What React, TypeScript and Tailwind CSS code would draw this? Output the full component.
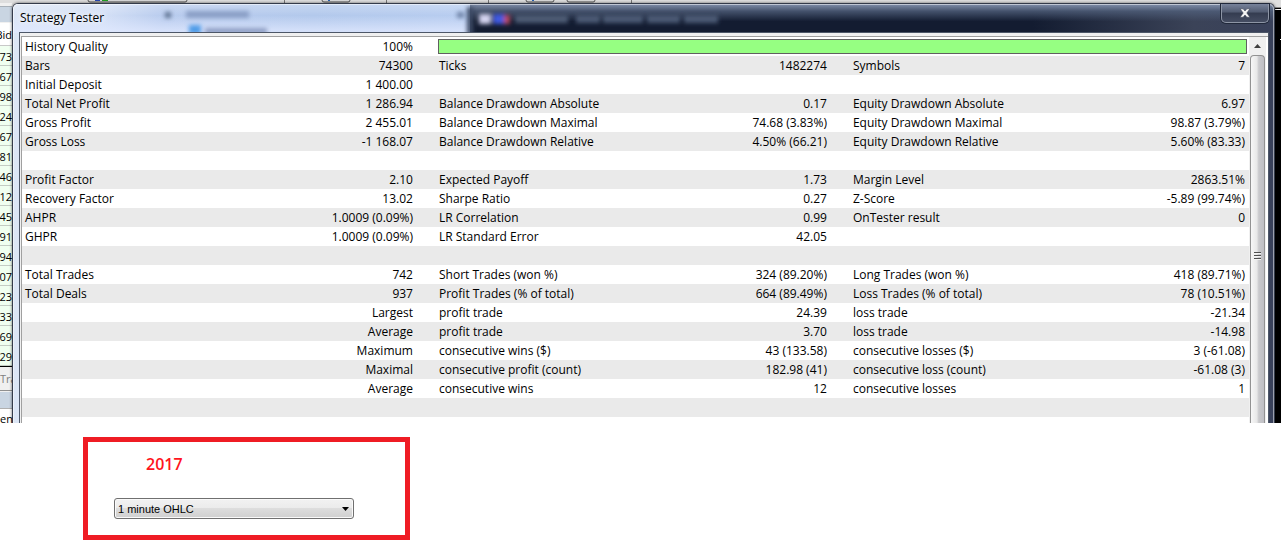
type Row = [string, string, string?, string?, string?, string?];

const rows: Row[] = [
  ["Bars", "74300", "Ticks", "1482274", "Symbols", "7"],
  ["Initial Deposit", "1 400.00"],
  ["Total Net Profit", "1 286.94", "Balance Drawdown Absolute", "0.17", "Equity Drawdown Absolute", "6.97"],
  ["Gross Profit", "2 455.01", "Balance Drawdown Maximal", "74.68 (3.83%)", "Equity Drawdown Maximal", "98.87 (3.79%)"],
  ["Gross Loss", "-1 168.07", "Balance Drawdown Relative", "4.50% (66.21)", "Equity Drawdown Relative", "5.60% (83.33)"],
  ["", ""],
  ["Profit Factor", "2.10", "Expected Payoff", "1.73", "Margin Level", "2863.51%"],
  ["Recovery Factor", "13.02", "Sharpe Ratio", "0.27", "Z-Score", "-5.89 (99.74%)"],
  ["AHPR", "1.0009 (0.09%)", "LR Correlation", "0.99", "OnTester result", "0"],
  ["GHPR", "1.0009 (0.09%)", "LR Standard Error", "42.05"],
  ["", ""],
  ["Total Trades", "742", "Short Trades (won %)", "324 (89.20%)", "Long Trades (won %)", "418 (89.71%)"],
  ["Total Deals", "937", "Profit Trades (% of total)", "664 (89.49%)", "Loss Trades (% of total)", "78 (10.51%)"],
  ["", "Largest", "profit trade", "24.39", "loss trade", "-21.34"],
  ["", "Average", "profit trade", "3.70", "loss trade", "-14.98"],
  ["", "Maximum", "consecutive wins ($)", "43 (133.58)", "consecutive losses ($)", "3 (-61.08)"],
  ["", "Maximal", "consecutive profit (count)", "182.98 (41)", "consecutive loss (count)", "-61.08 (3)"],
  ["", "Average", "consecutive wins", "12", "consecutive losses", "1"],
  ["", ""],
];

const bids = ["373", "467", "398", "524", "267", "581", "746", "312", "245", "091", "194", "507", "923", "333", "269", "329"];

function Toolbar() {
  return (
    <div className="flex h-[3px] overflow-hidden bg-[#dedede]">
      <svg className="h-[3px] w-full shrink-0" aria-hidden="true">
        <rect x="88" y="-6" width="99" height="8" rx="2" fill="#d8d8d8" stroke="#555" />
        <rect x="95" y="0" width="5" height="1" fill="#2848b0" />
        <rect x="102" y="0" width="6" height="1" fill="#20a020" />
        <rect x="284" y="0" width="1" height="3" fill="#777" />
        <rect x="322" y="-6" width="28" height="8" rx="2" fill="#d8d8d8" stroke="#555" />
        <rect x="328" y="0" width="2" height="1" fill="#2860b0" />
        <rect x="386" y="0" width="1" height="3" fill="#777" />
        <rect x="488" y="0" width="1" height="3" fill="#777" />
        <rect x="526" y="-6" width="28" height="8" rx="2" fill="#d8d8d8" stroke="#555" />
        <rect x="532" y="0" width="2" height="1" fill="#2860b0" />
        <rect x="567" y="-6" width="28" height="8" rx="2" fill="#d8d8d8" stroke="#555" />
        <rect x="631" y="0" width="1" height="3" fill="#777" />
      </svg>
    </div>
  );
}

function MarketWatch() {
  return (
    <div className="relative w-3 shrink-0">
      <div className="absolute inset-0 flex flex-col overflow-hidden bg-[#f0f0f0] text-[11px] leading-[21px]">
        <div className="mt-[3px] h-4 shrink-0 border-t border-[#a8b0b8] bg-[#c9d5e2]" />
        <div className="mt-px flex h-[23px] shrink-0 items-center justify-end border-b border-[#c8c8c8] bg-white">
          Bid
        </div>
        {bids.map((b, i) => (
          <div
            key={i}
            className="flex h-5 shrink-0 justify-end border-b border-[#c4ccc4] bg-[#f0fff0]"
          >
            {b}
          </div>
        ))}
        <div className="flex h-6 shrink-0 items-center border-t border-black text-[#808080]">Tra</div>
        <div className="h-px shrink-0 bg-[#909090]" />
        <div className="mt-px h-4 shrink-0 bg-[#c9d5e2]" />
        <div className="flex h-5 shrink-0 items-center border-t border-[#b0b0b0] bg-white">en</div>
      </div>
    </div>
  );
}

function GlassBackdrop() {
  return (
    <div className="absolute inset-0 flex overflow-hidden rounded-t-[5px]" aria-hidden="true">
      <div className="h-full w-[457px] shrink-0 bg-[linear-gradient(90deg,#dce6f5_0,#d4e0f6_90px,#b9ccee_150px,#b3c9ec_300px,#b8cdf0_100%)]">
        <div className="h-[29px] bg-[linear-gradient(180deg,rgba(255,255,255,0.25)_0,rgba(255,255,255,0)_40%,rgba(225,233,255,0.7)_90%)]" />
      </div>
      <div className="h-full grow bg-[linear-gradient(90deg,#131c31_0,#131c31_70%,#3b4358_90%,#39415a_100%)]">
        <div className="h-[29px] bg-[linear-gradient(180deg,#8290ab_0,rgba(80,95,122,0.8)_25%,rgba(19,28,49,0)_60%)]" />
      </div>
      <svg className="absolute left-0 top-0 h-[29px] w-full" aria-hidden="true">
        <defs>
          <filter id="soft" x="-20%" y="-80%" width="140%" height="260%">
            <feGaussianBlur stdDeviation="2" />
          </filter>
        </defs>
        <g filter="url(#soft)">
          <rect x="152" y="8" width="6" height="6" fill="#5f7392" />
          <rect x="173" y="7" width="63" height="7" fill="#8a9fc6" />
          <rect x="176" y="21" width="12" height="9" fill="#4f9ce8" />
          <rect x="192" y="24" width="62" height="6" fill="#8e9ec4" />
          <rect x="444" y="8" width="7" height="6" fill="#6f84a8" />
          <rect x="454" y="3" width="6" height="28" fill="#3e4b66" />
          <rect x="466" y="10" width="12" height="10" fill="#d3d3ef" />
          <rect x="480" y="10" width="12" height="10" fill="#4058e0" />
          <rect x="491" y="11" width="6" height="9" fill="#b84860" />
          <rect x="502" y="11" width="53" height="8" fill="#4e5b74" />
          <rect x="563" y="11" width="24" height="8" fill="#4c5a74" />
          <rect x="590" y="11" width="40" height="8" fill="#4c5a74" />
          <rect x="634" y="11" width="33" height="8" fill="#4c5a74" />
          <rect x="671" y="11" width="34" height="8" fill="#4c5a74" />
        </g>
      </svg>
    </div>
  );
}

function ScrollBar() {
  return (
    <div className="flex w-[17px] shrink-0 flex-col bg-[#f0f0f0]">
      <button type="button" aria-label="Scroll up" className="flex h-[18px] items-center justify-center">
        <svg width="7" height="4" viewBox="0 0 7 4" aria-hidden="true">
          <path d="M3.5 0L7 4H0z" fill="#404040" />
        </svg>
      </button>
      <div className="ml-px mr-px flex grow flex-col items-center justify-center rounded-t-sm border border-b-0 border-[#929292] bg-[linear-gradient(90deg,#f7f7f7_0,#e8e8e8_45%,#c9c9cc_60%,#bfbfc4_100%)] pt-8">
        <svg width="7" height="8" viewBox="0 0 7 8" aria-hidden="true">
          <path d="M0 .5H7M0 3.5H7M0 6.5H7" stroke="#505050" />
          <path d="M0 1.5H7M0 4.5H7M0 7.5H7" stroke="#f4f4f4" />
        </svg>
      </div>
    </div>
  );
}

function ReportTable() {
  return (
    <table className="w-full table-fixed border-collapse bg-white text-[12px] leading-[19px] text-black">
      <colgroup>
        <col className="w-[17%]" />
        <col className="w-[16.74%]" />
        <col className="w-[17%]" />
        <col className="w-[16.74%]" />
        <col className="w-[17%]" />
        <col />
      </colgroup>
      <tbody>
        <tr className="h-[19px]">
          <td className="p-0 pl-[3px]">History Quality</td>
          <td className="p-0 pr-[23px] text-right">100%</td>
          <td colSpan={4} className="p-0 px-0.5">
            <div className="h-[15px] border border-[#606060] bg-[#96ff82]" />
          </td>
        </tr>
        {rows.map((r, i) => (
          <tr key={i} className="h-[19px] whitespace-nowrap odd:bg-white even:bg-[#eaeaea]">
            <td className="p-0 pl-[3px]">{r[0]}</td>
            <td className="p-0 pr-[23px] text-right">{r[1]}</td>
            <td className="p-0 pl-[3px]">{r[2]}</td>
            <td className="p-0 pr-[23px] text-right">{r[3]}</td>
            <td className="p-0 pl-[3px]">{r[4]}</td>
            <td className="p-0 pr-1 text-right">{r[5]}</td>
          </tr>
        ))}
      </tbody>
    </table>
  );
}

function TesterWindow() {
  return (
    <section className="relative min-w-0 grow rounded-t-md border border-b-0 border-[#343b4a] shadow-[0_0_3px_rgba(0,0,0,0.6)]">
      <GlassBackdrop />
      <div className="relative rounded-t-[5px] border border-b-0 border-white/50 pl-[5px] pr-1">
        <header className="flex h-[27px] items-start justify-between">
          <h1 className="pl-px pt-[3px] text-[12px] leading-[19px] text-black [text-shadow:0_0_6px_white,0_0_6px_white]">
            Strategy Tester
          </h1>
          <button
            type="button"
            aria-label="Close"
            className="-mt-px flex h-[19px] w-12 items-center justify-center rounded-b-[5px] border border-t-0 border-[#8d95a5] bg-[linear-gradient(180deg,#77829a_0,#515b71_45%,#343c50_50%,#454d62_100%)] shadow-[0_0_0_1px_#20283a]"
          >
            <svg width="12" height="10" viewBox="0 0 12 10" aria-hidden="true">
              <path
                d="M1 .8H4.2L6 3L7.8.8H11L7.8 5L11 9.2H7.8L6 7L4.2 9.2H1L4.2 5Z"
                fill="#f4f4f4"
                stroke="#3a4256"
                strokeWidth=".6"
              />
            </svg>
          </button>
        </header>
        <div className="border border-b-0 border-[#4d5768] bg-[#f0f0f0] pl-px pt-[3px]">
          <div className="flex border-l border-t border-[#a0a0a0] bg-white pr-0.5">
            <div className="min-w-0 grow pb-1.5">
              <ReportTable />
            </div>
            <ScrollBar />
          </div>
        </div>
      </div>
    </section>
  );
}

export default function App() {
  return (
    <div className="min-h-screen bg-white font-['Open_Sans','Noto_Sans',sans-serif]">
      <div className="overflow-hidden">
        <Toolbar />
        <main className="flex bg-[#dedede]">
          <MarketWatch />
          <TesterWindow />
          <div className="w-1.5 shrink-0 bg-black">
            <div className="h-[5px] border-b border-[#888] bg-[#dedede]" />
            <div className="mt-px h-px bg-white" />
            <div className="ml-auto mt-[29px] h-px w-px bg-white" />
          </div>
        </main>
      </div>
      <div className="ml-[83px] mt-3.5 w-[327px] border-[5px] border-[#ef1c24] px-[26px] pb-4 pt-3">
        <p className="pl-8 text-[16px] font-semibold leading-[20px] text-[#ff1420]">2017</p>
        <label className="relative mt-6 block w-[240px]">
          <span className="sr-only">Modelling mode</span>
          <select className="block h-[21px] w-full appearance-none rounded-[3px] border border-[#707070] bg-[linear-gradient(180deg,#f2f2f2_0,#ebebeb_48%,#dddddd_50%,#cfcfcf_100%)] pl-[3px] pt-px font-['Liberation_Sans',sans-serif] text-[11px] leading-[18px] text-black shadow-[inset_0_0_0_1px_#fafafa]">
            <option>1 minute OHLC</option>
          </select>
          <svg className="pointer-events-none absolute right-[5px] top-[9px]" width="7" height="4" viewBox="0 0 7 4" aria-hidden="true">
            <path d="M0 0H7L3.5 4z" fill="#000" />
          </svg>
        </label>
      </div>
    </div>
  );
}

=====

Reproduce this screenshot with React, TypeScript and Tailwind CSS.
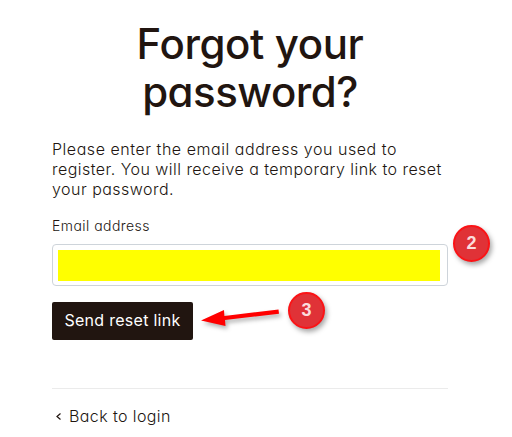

=====

▶ [Stated goal]: What's needed is an exact copy of the records above from the line containing "What React, TypeScript" down to the line containing "type Row = [string, string, string?, string?, string?, string?];", both included, without any pictures.

▶ [Response to the task]:
What React, TypeScript and Tailwind CSS code would draw this? Output the full component.
type Row = [string, string, string?, string?, string?, string?];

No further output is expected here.